The request. Give the number of lines containing "that" in this listing, with no other words.

Data entries.
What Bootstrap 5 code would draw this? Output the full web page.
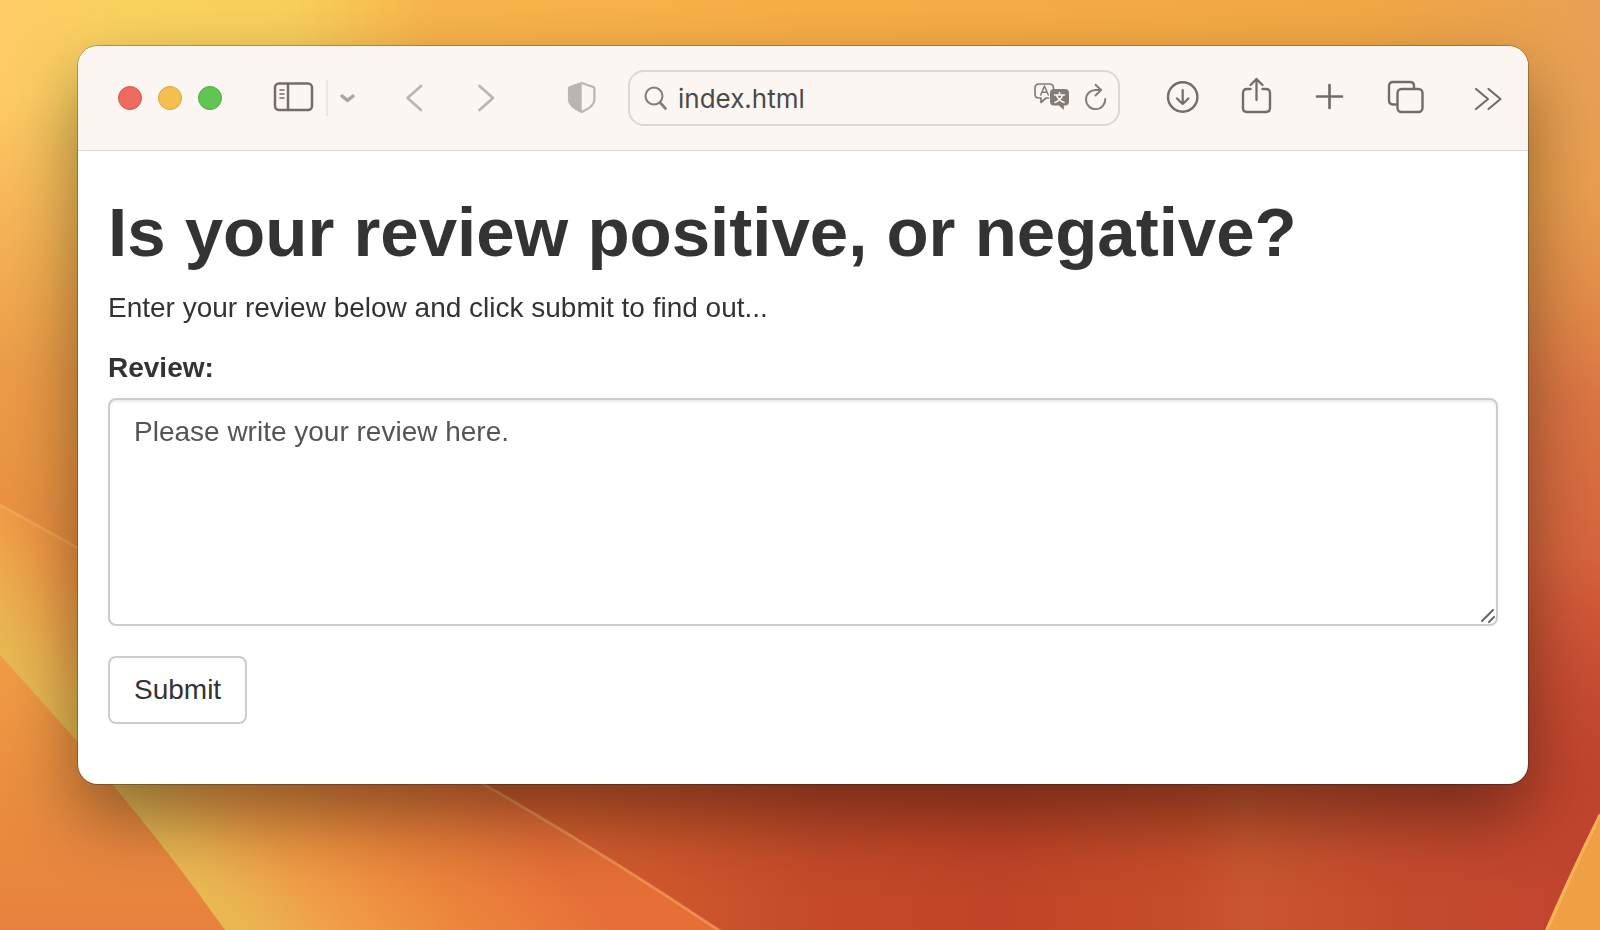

==

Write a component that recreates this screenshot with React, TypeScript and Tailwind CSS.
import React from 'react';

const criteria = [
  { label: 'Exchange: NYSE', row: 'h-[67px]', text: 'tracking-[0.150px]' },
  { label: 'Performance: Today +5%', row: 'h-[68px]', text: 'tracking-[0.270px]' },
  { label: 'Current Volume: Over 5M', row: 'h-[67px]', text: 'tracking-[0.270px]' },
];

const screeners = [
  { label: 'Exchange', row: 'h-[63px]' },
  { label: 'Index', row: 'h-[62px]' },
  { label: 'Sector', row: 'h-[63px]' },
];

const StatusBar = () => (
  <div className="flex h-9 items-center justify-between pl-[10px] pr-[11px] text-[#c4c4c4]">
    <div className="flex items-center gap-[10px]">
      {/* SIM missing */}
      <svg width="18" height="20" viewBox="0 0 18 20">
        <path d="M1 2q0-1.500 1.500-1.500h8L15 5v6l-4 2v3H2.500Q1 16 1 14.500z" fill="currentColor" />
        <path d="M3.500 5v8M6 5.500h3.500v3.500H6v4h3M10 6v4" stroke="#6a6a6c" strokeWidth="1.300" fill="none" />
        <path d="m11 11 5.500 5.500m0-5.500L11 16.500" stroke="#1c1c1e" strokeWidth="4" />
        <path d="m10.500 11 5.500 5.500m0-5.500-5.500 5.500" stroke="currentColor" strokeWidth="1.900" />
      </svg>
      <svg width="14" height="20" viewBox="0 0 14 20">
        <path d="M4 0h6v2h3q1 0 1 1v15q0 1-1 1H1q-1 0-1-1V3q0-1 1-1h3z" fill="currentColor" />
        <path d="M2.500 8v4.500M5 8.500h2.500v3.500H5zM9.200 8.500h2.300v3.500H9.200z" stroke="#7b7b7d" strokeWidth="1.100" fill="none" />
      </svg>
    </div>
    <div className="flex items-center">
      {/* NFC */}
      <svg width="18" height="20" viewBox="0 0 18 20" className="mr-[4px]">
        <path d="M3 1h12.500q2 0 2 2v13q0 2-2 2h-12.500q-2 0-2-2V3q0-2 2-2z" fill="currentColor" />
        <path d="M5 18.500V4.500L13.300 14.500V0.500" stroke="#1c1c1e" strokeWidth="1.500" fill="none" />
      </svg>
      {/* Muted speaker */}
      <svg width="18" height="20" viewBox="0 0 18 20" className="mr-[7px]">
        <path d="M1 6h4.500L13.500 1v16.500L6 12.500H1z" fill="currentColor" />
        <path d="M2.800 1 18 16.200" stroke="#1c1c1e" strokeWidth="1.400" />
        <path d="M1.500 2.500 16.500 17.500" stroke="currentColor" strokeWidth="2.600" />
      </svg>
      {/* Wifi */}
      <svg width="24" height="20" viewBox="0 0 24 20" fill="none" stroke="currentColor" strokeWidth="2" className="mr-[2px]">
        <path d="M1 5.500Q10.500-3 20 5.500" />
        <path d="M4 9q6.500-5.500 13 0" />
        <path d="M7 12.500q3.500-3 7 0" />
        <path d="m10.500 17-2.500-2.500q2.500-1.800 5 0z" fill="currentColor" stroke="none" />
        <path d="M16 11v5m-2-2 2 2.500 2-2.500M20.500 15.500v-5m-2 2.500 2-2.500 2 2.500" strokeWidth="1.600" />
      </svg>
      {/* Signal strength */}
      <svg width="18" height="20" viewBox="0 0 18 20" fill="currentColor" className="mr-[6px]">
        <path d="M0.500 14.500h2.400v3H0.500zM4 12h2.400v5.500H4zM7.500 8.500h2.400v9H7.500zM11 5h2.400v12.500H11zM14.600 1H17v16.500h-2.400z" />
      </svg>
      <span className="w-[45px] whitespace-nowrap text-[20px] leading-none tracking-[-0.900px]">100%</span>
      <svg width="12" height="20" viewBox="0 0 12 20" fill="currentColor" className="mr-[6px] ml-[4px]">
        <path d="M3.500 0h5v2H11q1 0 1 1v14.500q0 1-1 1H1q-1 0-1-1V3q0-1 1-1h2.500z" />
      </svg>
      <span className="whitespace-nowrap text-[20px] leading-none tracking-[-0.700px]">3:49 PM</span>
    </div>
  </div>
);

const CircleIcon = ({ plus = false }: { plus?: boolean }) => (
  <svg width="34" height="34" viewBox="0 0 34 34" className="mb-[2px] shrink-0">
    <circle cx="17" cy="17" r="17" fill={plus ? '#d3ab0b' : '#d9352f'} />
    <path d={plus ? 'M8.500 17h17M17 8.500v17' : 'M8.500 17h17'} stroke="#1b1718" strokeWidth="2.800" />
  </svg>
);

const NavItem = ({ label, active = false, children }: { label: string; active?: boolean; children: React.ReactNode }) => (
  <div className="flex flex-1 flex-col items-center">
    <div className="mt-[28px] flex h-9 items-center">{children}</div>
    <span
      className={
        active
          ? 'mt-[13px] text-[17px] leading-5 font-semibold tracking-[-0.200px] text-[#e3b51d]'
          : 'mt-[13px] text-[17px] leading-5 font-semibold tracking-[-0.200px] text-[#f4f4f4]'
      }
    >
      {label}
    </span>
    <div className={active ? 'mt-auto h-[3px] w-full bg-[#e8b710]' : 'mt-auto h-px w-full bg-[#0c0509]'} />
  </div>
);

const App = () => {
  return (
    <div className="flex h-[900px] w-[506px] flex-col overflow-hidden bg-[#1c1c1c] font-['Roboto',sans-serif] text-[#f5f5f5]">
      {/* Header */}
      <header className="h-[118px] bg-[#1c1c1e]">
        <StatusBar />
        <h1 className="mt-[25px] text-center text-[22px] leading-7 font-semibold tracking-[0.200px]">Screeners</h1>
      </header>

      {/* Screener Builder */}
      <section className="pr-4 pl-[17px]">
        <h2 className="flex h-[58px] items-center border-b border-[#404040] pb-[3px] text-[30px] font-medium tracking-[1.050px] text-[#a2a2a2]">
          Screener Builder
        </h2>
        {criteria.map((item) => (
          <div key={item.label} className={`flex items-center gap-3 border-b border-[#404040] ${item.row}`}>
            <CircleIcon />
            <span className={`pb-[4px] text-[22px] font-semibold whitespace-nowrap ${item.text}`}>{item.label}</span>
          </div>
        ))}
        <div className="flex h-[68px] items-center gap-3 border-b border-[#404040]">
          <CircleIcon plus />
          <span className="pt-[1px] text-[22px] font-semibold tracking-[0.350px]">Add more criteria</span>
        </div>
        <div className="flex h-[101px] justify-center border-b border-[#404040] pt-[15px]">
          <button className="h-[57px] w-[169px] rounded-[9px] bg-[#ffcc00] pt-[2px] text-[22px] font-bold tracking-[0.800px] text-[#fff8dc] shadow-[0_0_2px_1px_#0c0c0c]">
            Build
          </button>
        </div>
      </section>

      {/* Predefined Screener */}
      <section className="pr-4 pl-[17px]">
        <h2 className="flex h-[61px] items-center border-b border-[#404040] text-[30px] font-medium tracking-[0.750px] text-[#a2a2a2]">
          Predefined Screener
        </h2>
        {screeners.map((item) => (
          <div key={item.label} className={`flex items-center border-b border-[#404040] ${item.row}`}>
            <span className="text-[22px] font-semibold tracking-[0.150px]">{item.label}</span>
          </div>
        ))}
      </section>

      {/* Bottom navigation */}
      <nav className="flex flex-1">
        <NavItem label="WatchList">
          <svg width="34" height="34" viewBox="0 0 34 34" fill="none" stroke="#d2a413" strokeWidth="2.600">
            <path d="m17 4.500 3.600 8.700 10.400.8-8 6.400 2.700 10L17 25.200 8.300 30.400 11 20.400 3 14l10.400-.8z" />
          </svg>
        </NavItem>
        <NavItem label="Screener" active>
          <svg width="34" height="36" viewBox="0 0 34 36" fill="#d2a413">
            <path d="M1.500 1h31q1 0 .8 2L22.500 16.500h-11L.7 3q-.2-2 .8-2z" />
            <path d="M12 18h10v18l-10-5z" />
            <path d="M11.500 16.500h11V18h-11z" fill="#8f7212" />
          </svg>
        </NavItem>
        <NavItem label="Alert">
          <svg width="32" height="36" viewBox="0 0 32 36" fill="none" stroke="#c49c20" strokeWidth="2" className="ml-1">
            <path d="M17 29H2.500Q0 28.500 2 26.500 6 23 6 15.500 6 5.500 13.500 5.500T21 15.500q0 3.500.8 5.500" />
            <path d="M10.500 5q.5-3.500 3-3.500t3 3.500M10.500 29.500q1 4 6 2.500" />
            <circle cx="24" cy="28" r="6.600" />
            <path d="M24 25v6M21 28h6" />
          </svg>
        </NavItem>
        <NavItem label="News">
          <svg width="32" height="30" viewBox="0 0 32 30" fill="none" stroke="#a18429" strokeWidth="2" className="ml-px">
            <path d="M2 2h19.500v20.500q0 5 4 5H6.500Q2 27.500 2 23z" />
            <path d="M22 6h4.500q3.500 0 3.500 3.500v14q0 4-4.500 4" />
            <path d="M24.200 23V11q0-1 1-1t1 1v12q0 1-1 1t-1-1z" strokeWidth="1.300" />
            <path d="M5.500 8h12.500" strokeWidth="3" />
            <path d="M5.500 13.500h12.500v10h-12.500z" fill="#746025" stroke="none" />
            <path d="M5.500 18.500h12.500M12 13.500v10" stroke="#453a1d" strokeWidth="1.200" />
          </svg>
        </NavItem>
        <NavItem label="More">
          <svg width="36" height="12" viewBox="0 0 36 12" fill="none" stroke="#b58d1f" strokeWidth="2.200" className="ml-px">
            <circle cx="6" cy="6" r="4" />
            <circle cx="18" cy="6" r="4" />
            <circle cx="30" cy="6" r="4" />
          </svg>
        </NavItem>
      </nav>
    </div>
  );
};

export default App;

==

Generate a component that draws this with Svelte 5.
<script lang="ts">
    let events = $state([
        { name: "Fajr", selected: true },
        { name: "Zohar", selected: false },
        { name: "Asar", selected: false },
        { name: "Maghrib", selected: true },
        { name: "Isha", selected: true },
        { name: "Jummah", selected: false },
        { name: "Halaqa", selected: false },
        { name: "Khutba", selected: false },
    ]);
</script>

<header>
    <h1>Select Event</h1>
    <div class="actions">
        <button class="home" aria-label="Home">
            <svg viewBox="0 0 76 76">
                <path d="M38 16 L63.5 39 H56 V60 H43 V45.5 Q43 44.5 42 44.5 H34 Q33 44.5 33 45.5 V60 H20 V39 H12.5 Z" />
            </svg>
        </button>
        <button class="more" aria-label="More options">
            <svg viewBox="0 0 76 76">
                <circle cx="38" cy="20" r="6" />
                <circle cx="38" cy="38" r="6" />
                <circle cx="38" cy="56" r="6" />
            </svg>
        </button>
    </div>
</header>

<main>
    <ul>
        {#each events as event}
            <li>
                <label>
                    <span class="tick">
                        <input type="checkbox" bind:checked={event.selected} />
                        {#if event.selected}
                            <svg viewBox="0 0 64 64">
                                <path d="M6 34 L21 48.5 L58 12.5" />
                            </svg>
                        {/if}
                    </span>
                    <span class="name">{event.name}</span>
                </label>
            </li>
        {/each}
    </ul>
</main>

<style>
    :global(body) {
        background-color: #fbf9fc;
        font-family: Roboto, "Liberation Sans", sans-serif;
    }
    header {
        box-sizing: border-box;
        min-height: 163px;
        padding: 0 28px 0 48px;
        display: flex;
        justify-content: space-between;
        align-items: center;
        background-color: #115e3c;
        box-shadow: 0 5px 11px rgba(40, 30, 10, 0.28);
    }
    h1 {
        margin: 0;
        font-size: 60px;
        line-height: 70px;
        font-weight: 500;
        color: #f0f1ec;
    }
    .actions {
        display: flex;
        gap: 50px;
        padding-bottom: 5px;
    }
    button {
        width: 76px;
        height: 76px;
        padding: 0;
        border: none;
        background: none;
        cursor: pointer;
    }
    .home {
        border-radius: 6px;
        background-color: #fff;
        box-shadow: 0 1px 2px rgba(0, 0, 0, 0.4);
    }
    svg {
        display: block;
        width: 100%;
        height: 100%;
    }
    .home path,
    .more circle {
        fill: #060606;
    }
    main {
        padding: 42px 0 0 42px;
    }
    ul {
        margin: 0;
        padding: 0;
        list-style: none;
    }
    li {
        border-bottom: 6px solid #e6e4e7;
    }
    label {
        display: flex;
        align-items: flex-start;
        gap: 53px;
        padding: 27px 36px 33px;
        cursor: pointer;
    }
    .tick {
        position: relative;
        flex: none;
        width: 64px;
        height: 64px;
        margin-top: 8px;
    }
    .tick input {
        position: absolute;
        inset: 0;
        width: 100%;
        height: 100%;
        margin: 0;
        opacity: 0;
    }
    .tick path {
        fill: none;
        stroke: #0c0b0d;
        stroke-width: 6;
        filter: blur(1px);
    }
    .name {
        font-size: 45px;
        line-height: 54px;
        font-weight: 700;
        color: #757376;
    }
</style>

Final answer. 2